# Set the Working Directory

In [None]:
import os

working_dir = os.getcwd()

if os.path.isdir(working_dir):
    print("Working directory is ready!")
else:
    raise ValueError("Working directory does not exist")

# Set the Trace Directory

In [None]:
import yaml

# Load configuration file
config_path = os.path.join(working_dir, "configuration.yaml")
with open(config_path, "r") as f:
    config = yaml.safe_load(f)

# Resolve trace directory
trace_dir = os.path.join(working_dir, "data", config["working_trace"])

if os.path.isdir(trace_dir):
    print(f"✅ Trace directory ready: {trace_dir}")
else:
    raise FileNotFoundError(f"❌ Trace directory not found: {trace_dir}\n")

# Load Descriptions and Metadata
⚠️ Please ensure [LLM-generated descriptions have been generated](llm_generated_description.ipynb) and [user-defined metadata has been processed](user_defined_metadata.ipynb) before running this cell.

In [None]:
from utils import load_pickle_file

# Load pickle files
metadata = load_pickle_file(os.path.join(trace_dir, "metadata.pickle"))
descriptions = load_pickle_file(os.path.join(trace_dir, "descriptions.pickle"))

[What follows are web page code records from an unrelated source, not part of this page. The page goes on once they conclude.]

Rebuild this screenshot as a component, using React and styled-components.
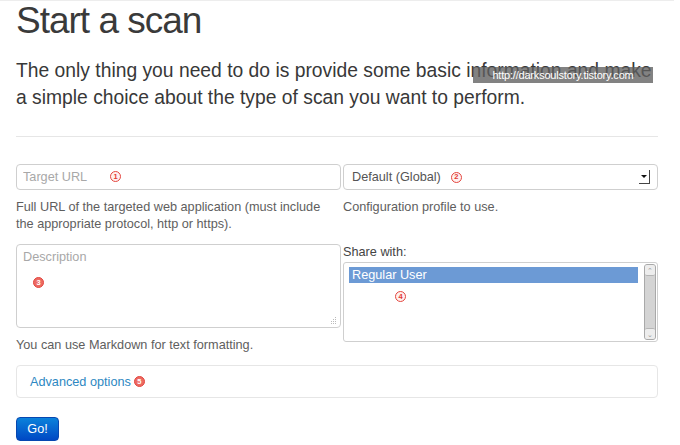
import React from "react";
import styled, { createGlobalStyle } from "styled-components";

const GlobalStyle = createGlobalStyle`
    body {
        margin: 0;
        background: #fff;
        font-family: "Liberation Sans", Arial, sans-serif;
        color: #333;
    }
`;

const Page = styled.div`
    width: 642px;
    padding: 0 16px;
    border-top: 1px solid #ededed;
`;

const Title = styled.h1`
    margin: 0;
    font-size: 37px;
    font-weight: normal;
    letter-spacing: -1px;
    line-height: 40px;
    color: #3a3a3a;
`;

const Intro = styled.p`
    position: relative;
    margin: 16px 0 0;
    font-size: 19.3px;
    line-height: 27px;
    color: #383838;
`;

const Watermark = styled.span`
    position: absolute;
    left: 457px;
    top: 10px;
    width: 180px;
    height: 16px;
    background: rgba(95, 95, 95, 0.78);
    color: #fff;
    font-size: 11px;
    line-height: 16px;
    text-align: center;
    letter-spacing: -0.2px;
`;

const Rule = styled.hr`
    margin: 25px 0 0;
    border: 0;
    border-top: 1px solid #e6e6e6;
`;

const Columns = styled.div`
    display: grid;
    grid-template-columns: 325px 315px;
    column-gap: 2px;
    margin-top: 27px;
    align-items: start;
`;

const Column = styled.div`
    display: flex;
    flex-direction: column;
`;

const FieldWrap = styled.div`
    position: relative;
`;

const TextInput = styled.input`
    box-sizing: border-box;
    width: 100%;
    height: 26px;
    margin: 0;
    padding: 0 6px;
    border: 1px solid #cfcfcf;
    border-radius: 4px;
    font-family: inherit;
    font-size: 12.7px;
    color: #555;
    outline: none;
    &::placeholder {
        color: #a8a8a8;
    }
`;

const TextArea = styled.div`
    position: relative;
    box-sizing: border-box;
    height: 84px;
    margin-top: 11px;
    padding: 5px 6px;
    border: 1px solid #cfcfcf;
    border-radius: 4px;
    font-size: 12.7px;
    color: #a8a8a8;
`;

const Grip = styled.svg`
    position: absolute;
    right: 3px;
    bottom: 3px;
`;

const Help = styled.p`
    margin: 9px 0 0;
    min-height: ${(p) => (p.$lines || 1) * 17}px;
    padding-right: ${(p) => p.$pad || 0}px;
    font-size: 12.7px;
    line-height: 17px;
    color: #5e5e5e;
`;

const Select = styled.div`
    box-sizing: border-box;
    display: flex;
    align-items: center;
    height: 26px;
    padding: 0 6px 0 8px;
    border: 1px solid #cfcfcf;
    border-radius: 4px;
    font-size: 12.7px;
    color: #555;
`;

const SelectValue = styled.span`
    flex: 1;
    display: flex;
    align-items: center;
`;

const Arrow = styled.span`
    box-sizing: border-box;
    width: 11px;
    height: 14px;
    margin-right: 1px;
    border-right: 1px solid #444;
    border-bottom: 1px solid #444;
    display: flex;
    align-items: center;
    justify-content: center;
    &::after {
        content: "";
        border-left: 3px solid transparent;
        border-right: 3px solid transparent;
        border-top: 3px solid #111;
    }
`;

const Label = styled.label`
    margin-top: 11px;
    font-size: 12.7px;
    line-height: 17px;
    color: #444;
`;

const ListBox = styled.div`
    position: relative;
    box-sizing: border-box;
    display: flex;
    height: 80px;
    margin-top: 1px;
    padding: 3px 1px 1px 5px;
    border: 1px solid #cfcfcf;
    border-radius: 3px;
`;

const Options = styled.div`
    flex: 1;
`;

const Option = styled.div`
    height: 16px;
    margin-top: 1px;
    padding-left: 3px;
    font-size: 12.7px;
    line-height: 16px;
    color: ${(p) => (p.$selected ? "#fff" : "#333")};
    background: ${(p) => (p.$selected ? "#6c9ad5" : "transparent")};
`;

const Scrollbar = styled.div`
    box-sizing: border-box;
    display: flex;
    flex-direction: column;
    justify-content: space-between;
    width: 12px;
    margin: -2px 0 0 6px;
    border: 1px solid #a9a9a9;
    border-radius: 3px;
    background: #d4d4d4;
`;

const ScrollButton = styled.span`
    box-sizing: border-box;
    height: 11px;
    background: #ededed;
    border-radius: 2px;
    font-size: 7px;
    line-height: 11px;
    text-align: center;
    color: #999;
    border-${(p) => (p.$up ? "bottom" : "top")}: 1px solid #b5b5b5;
`;

const Advanced = styled.div`
    box-sizing: border-box;
    height: 33px;
    margin-top: 11px;
    padding-left: 13px;
    display: flex;
    align-items: center;
    border: 1px solid #e6e6e6;
    border-radius: 4px;
`;

const Link = styled.a`
    font-size: 12.7px;
    color: #2d88c2;
    text-decoration: none;
`;

const GoButton = styled.button`
    box-sizing: border-box;
    width: 43px;
    height: 24px;
    margin-top: 19px;
    padding: 0;
    border: 1px solid #0747b0;
    border-radius: 4px;
    background: linear-gradient(#0b82db, #0048c4);
    color: #fff;
    font-family: inherit;
    font-size: 12.7px;
`;

const Mark = styled.span`
    box-sizing: border-box;
    display: inline-flex;
    align-items: center;
    justify-content: center;
    width: 11px;
    height: 11px;
    border-radius: 50%;
    border: 1.3px solid #e4463f;
    background: ${(p) => (p.$filled ? "#ec6a62" : "#fff0ef")};
    color: ${(p) => (p.$filled ? "#fff" : "#e23a33")};
    font-size: 7.5px;
    line-height: 1;
    font-weight: bold;
    ${(p) =>
        p.$x !== undefined &&
        `position: absolute; left: ${p.$x}px; top: ${p.$y}px;`}
`;

const InlineMark = styled(Mark)`
    margin-left: ${(p) => p.$gap || 4}px;
`;

export default function App() {
    return (
        <>
            <GlobalStyle />
            <Page>
                <Title>Start a scan</Title>
                <Intro>
                    The only thing you need to do is provide some basic
                    information and make a simple choice about the type of
                    scan you want to perform.
                    <Watermark>http://darksoulstory.tistory.com</Watermark>
                </Intro>
                <Rule />
                <Columns>
                    <Column>
                        <FieldWrap>
                            <TextInput placeholder="Target URL" />
                            <Mark $x={94} $y={7}>1</Mark>
                        </FieldWrap>
                        <Help $lines={2} $pad={8}>
                            Full URL of the targeted web application (must
                            include the appropriate protocol, http or https).
                        </Help>
                        <TextArea>
                            Description
                            <Mark $x={16} $y={32} $filled>
                                3
                            </Mark>
                            <Grip width="7" height="7" viewBox="0 0 7 7">
                                <g fill="#bbb">
                                    <rect x="5" y="0" width="1" height="1" />
                                    <rect x="3" y="2" width="1" height="1" />
                                    <rect x="5" y="2" width="1" height="1" />
                                    <rect x="1" y="4" width="1" height="1" />
                                    <rect x="3" y="4" width="1" height="1" />
                                    <rect x="5" y="4" width="1" height="1" />
                                    <rect x="1" y="6" width="1" height="1" />
                                    <rect x="3" y="6" width="1" height="1" />
                                    <rect x="5" y="6" width="1" height="1" />
                                </g>
                            </Grip>
                        </TextArea>
                        <Help>You can use Markdown for text formatting.</Help>
                    </Column>
                    <Column>
                        <Select>
                            <SelectValue>
                                Default (Global)
                                <InlineMark $gap={10}>2</InlineMark>
                            </SelectValue>
                            <Arrow />
                        </Select>
                        <Help $lines={2}>Configuration profile to use.</Help>
                        <Label>Share with:</Label>
                        <ListBox>
                            <Options>
                                <Option $selected>Regular User</Option>
                            </Options>
                            <Scrollbar>
                                <ScrollButton $up>&#8963;</ScrollButton>
                                <ScrollButton>&#8964;</ScrollButton>
                            </Scrollbar>
                            <Mark $x={51} $y={28}>4</Mark>
                        </ListBox>
                    </Column>
                </Columns>
                <Advanced>
                    <Link href="#">Advanced options</Link>
                    <InlineMark $gap={3} $filled>
                        5
                    </InlineMark>
                </Advanced>
                <GoButton>Go!</GoButton>
            </Page>
        </>
    );
}
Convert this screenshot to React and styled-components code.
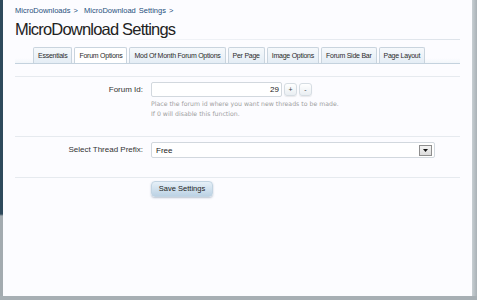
import React from 'react';
import styled, { createGlobalStyle } from 'styled-components';

const Global = createGlobalStyle`
    html, body { margin: 0; padding: 0; }
    body {
        width: 477px;
        height: 300px;
        overflow: hidden;
        background: #a7afb4;
        font-family: "Liberation Sans", Arial, sans-serif;
    }
`;

const Page = styled.div`
    display: flex;
    width: 477px;
    height: 296px;
`;

const LeftEdge = styled.div`
    flex-shrink: 0;
    width: 3px;
    background: linear-gradient(to bottom, #2f4a5c 0, #2f4a5c 214px, #a3abb0 216px);
`;

const RightEdge = styled.div`
    flex-shrink: 0;
    width: 5px;
    background: linear-gradient(to right, #c8cfd3, #a9b1b6);
`;

const Panel = styled.div`
    flex: 1;
    min-width: 0;
    overflow: hidden;
    background: #fcfcff;
    padding: 0 12px;
    display: flex;
    flex-direction: column;
`;

const Crumbs = styled.div`
    margin-top: 6px;
    font-size: 7.5px;
    color: #1f4f7c;
    word-spacing: 1px;
`;

const Title = styled.h1`
    margin: 4px 0 0;
    font-family: "Liberation Sans", Arial, sans-serif;
    font-weight: normal;
    font-size: 16.5px;
    letter-spacing: -0.8px;
    color: #222;
    height: 20px;
    line-height: 20px;
    border-bottom: 1px solid;
    border-image: linear-gradient(to right, rgba(220,226,234,0), #dde3ea) 1;
`;

const Tabs = styled.div`
    display: flex;
    gap: 2px;
    padding-left: 18px;
    margin-top: 7px;
    border-bottom: 1px solid #c4d2de;
    background: linear-gradient(to bottom, rgba(255,255,255,0) 70%, #f2f6fa 100%);
`;

const Tab = styled.div`
    flex-shrink: 0;
    white-space: nowrap;
    height: 15px;
    line-height: 15px;
    padding: 0 4px;
    font-size: 7px;
    letter-spacing: -0.25px;
    color: #2a2a2a;
    border: 1px solid #c9d4de;
    border-bottom: none;
    border-radius: 2px 2px 0 0;
    background: ${(p) => (p.active ? '#ffffff' : 'linear-gradient(to bottom, #f6f9fc, #e4edf5)')};
    margin-bottom: ${(p) => (p.active ? '-1px' : '0')};
`;

const Divider = styled.div`
    height: 1px;
    background: #e6eaef;
`;

const Row = styled.div`
    display: grid;
    grid-template-columns: 128px 1fr;
    column-gap: 8px;
    padding: ${(p) => p.pad || '6px 0'};
`;

const Label = styled.div`
    text-align: right;
    font-size: 8px;
    color: #333;
    line-height: 15px;
`;

const Field = styled.div`
    display: flex;
    flex-direction: column;
`;

const Line = styled.div`
    display: flex;
    align-items: center;
    gap: 2px;
`;

const NumInput = styled.div`
    width: 127px;
    height: 13px;
    line-height: 13px;
    border: 1px solid #d2d8de;
    border-radius: 2px;
    background: #fff;
    text-align: right;
    padding-right: 2px;
    font-size: 8px;
    color: #222;
`;

const Spin = styled.div`
    width: 11px;
    height: 11px;
    border: 1px solid #d6dde3;
    border-radius: 3px;
    background: linear-gradient(to bottom, #ffffff, #e9eef2);
    font-size: 7px;
    line-height: 11px;
    text-align: center;
    color: #444;
    box-shadow: 0 1px 1px rgba(0,0,0,0.08);
`;

const Hint = styled.div`
    margin-top: 2px;
    font-family: "DejaVu Sans", Verdana, sans-serif;
    font-size: 6.2px;
    line-height: 10px;
    color: #a0a0a0;
`;

const Select = styled.div`
    width: 278px;
    height: 14px;
    border: 1px solid #d2d8de;
    border-radius: 2px;
    background: #fff;
    display: flex;
    align-items: center;
    justify-content: space-between;
    padding-left: 4px;
    font-size: 8px;
    color: #222;
`;

const Arrow = styled.div`
    width: 11px;
    height: 9px;
    margin-right: 2px;
    border: 1px solid #8e8e8e;
    background: linear-gradient(to bottom, #f4f4f4, #dcdcdc);
    display: flex;
    align-items: center;
    justify-content: center;
`;

const SaveBtn = styled.div`
    width: 60px;
    height: 14px;
    line-height: 14px;
    text-align: center;
    font-size: 7.5px;
    color: #222;
    border-radius: 4px;
    background: linear-gradient(to bottom, #e6f0f8, #bcd2e4);
    border: 1px solid #c2d4e2;
    box-shadow: 0 1px 2px rgba(60,90,120,0.35);
`;

const tabs = [
    'Essentials',
    'Forum Options',
    'Mod Of Month Forum Options',
    'Per Page',
    'Image Options',
    'Forum Side Bar',
    'Page Layout',
];

export default function App() {
    return (
        <>
            <Global />
            <Page>
                <LeftEdge />
                <Panel>
                    <Crumbs>MicroDownloads &gt;&nbsp; MicroDownload Settings &gt;</Crumbs>
                    <Title>MicroDownload Settings</Title>
                    <Tabs>
                        {tabs.map((t) => (
                            <Tab key={t} active={t === 'Forum Options'}>{t}</Tab>
                        ))}
                    </Tabs>
                    <div style={{ height: 12 }} />
                    <Divider />
                    <Row pad="5px 0 17px">
                        <Label>Forum Id:</Label>
                        <Field>
                            <Line>
                                <NumInput>29</NumInput>
                                <Spin>+</Spin>
                                <Spin>-</Spin>
                            </Line>
                            <Hint>
                                Place the forum id where you want new threads to be made.
                                <br />
                                If 0 will disable this function.
                            </Hint>
                        </Field>
                    </Row>
                    <Divider />
                    <Row pad="5px 0 19px">
                        <Label>Select Thread Prefix:</Label>
                        <Select>
                            Free
                            <Arrow>
                                <svg width="5" height="3" viewBox="0 0 5 3">
                                    <path d="M0 0h5L2.5 3z" fill="#111" />
                                </svg>
                            </Arrow>
                        </Select>
                    </Row>
                    <Divider />
                    <Row pad="3px 0">
                        <div />
                        <SaveBtn>Save Settings</SaveBtn>
                    </Row>
                </Panel>
                <RightEdge />
            </Page>
        </>
    );
}
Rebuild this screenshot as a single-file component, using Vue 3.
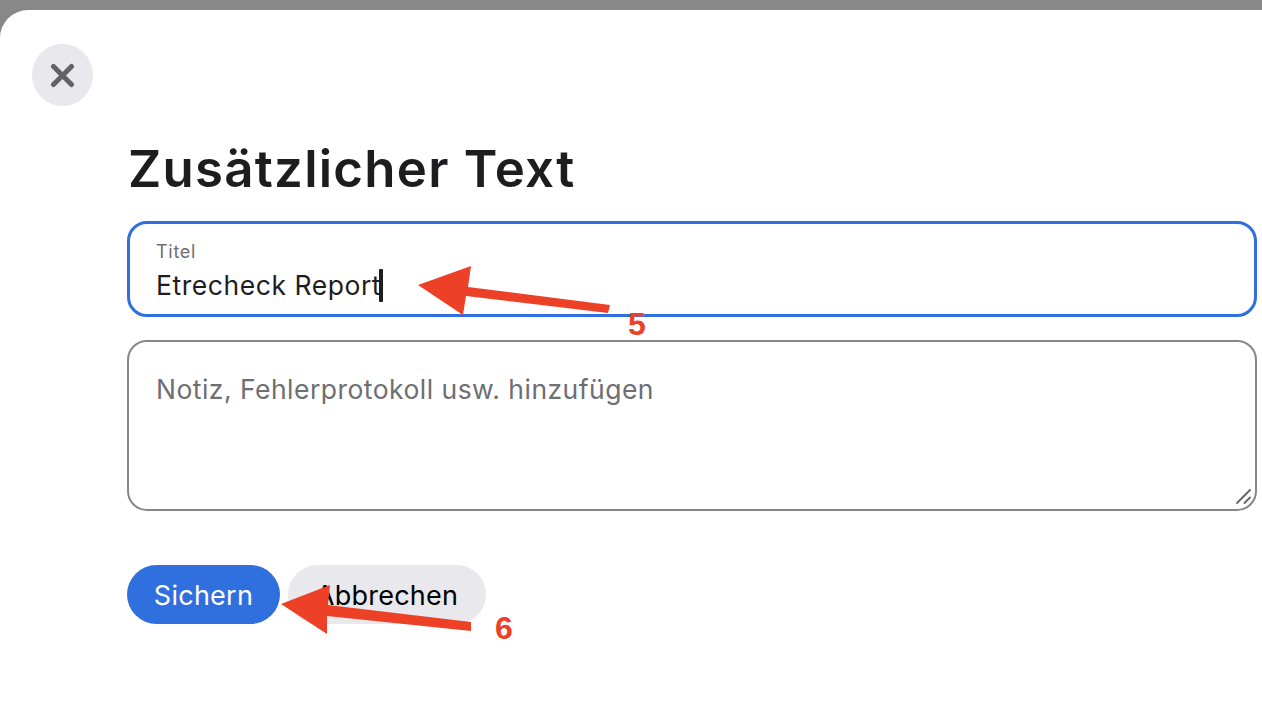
<script setup>
const title = 'Etrecheck Report';
</script>

<template>
  <div class="page">
    <div class="sheet">
      <button class="close" aria-label="Schließen">
        <svg width="25" height="25" viewBox="0 0 25 25">
          <path d="M3.5 3.5 L21.5 21.5 M21.5 3.5 L3.5 21.5" stroke="#636366" stroke-width="5" stroke-linecap="round" />
        </svg>
      </button>

      <div class="content">
        <h1>Zusätzlicher Text</h1>

        <div class="field focused">
          <div class="label">Titel</div>
          <div class="value">{{ title }}<span class="caret"></span></div>
        </div>

        <div class="field area">
          <div class="placeholder">Notiz, Fehlerprotokoll usw. hinzufügen</div>
          <svg class="grip" width="16" height="16" viewBox="0 0 16 16">
            <path d="M1 14 L14 1 M8.5 14 L14 8.5" stroke="#636366" stroke-width="1.8" stroke-linecap="round" />
          </svg>
        </div>

        <div class="actions">
          <button class="btn primary">Sichern</button>
          <button class="btn secondary">Abbrechen</button>
        </div>
      </div>
    </div>

    <!-- Pfeile und Nummern aus der Anleitung -->
    <svg class="marks" width="1262" height="716" viewBox="0 0 1262 716">
      <path d="M418 285 L471 266 L468 287 L610 305 L608 313 L466 296 L463 315 Z" fill="#ec4126" />
      <path d="M281 604 L330 585 L328 605 L471 622 L471 631 L327 616 L327 634 Z" fill="#ec4126" />
    </svg>
    <span class="num n5">5</span>
    <span class="num n6">6</span>
  </div>
</template>

<style>
html, body {
  margin: 0;
  background: #888888;
  overflow: hidden;
}
</style>

<style scoped>
.page {
  position: relative;
  width: 1262px;
  height: 716px;
  padding-top: 10px;
  box-sizing: border-box;
  overflow: hidden;
  background: #888888;
  font-family: Inter, "Liberation Sans", sans-serif;
}
.sheet {
  height: 706px;
  padding: 34px 5px 0 32px;
  box-sizing: border-box;
  background: #fff;
  border-radius: 28px 0 0 0;
}
.close {
  display: flex;
  align-items: center;
  justify-content: center;
  width: 61px;
  height: 62px;
  padding: 0;
  border: 0;
  border-radius: 50%;
  background: #e8e8ed;
}
.content {
  margin-left: 95px;
}
h1 {
  margin: 32px 0 0 1px;
  height: 83px;
  font-size: 51px;
  line-height: 62px;
  font-weight: 600;
  letter-spacing: 1.25px;
  color: #1d1d1f;
}
.field {
  position: relative;
  box-sizing: border-box;
  width: 1130px;
  border-radius: 20px;
  padding: 0 26px;
}
.focused {
  height: 96px;
  border: 3px solid #2f6fde;
  padding-top: 17px;
}
.label {
  font-size: 18px;
  line-height: 22px;
  letter-spacing: 0.7px;
  color: #6e6e73;
}
.value {
  font-size: 26.5px;
  line-height: 36px;
  letter-spacing: 0.55px;
  margin-top: 4px;
  color: #1d1d1f;
  display: flex;
  align-items: center;
}
.caret {
  width: 4px;
  height: 33px;
  margin-left: -2px;
  background: #1d1d1f;
  border-radius: 1px;
}
.area {
  height: 171px;
  margin-top: 23px;
  border: 2px solid #86868b;
  padding: 29px 27px 0 27px;
}
.placeholder {
  font-size: 26.5px;
  line-height: 36px;
  letter-spacing: 0.47px;
  color: #6e6e73;
}
.grip {
  position: absolute;
  right: 3px;
  bottom: 4px;
}
.actions {
  display: flex;
  gap: 8px;
  margin-top: 54px;
}
.btn {
  height: 59px;
  border: 0;
  border-radius: 30px;
  font-family: inherit;
  font-size: 27px;
  letter-spacing: 0.25px;
  padding: 2px 0 0;
}
.primary {
  width: 153px;
  background: #2f6fde;
  color: #fff;
}
.secondary {
  width: 198px;
  background: #e8e8ed;
  color: #000;
}
.marks {
  position: absolute;
  left: 0;
  top: 0;
}
.num {
  position: absolute;
  font-family: "Liberation Sans", sans-serif;
  font-weight: 700;
  font-size: 32px;
  line-height: 36px;
  color: #ec4126;
}
.n5 { left: 628px; top: 306px; }
.n6 { left: 495px; top: 610px; }
</style>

# Generate LLM-Generated Keywords

In [None]:
from openai import OpenAI
import yaml

def gpt_wrapper(client, platform, keyword_pool, description, metadata, channeltags):
    prompt = (
        f"I will give you the description, metadata, and auxiliaries of a {platform} video. "
        f"I will give you a pool of keywords: {keyword_pool}. "
        "I want you to select keywords related to the video from this pool based on the description, metadata, and auxiliaries. "
        "I want you to only reply with the keywords and nothing else. "
        "Note that the metadata and auxiliaries may be empty or may provide no additional information.\n"
        f"The description is: \"{description}\"\n"
        f"The metadata is: \"{metadata}\"\n"
        f"The auxiliaries are: \"{channeltags}\"\n\n"
        "Your answer is:"
    )

    response = client.chat.completions.create(
        model="gpt-4o",
        messages=[{"role": "user", "content": prompt}]
    )

    return response.choices[0].message.content

# Initialize OpenAI client
client = OpenAI(
    api_key=config["openai"]["api_key"],
)

output_dir = os.path.join(trace_dir, "features", "llm_generated_keywords")
os.makedirs(output_dir, exist_ok=True)

for idx, file_id in enumerate(metadata, start=1):
    output_file = os.path.join(output_dir, f"{file_id}.txt")
    
    if os.path.exists(output_file):
        print(f"✅ Keywords already exist: {file_id}.txt")
        continue
    
    print(f"🛠️ [{idx}/{len(metadata)}] Generating: {file_id}.txt")

    # Generate keywords based on LLM-generated descriptions and user-defined metadata
    keywords = gpt_wrapper(
        client=client,
        platform="TikTok",
        keyword_pool=", ".join(config["keyword_pool"]),
        description=descriptions[file_id],
        metadata=metadata[file_id]["desc"],
        channeltags=", ".join(metadata[file_id]["channelTags"])
    )

    # Save keywords
    with open(output_file, "w", encoding="utf-8") as f:
        f.write(keywords)

    print(f"📦 Saved keywords: {file_id}.txt")
    print(f"📝 Keywords {idx}/{len(metadata)}: {keywords}")

In [None]:
import os
import pickle
from tqdm.notebook import tqdm

keyword_dir = os.path.join(trace_dir, "features", "llm_generated_keywords")
output_path = os.path.join(trace_dir, "keywords.pickle")

keywords = {}

for file_id in tqdm(metadata, desc="Loading keywords"):
    keyword_file = os.path.join(keyword_dir, f"{file_id}.txt")
    
    with open(keyword_file, "r", encoding='utf-8') as f:
        text = f.read()
        if not isinstance(text, str):
            text = text.decode()

    keywords[file_id] = text

# Save keywords to pickle
with open(output_path, "wb") as f:
    pickle.dump(keywords, f)

print(f"✅ Saved {len(keywords)} keywords to {output_path}")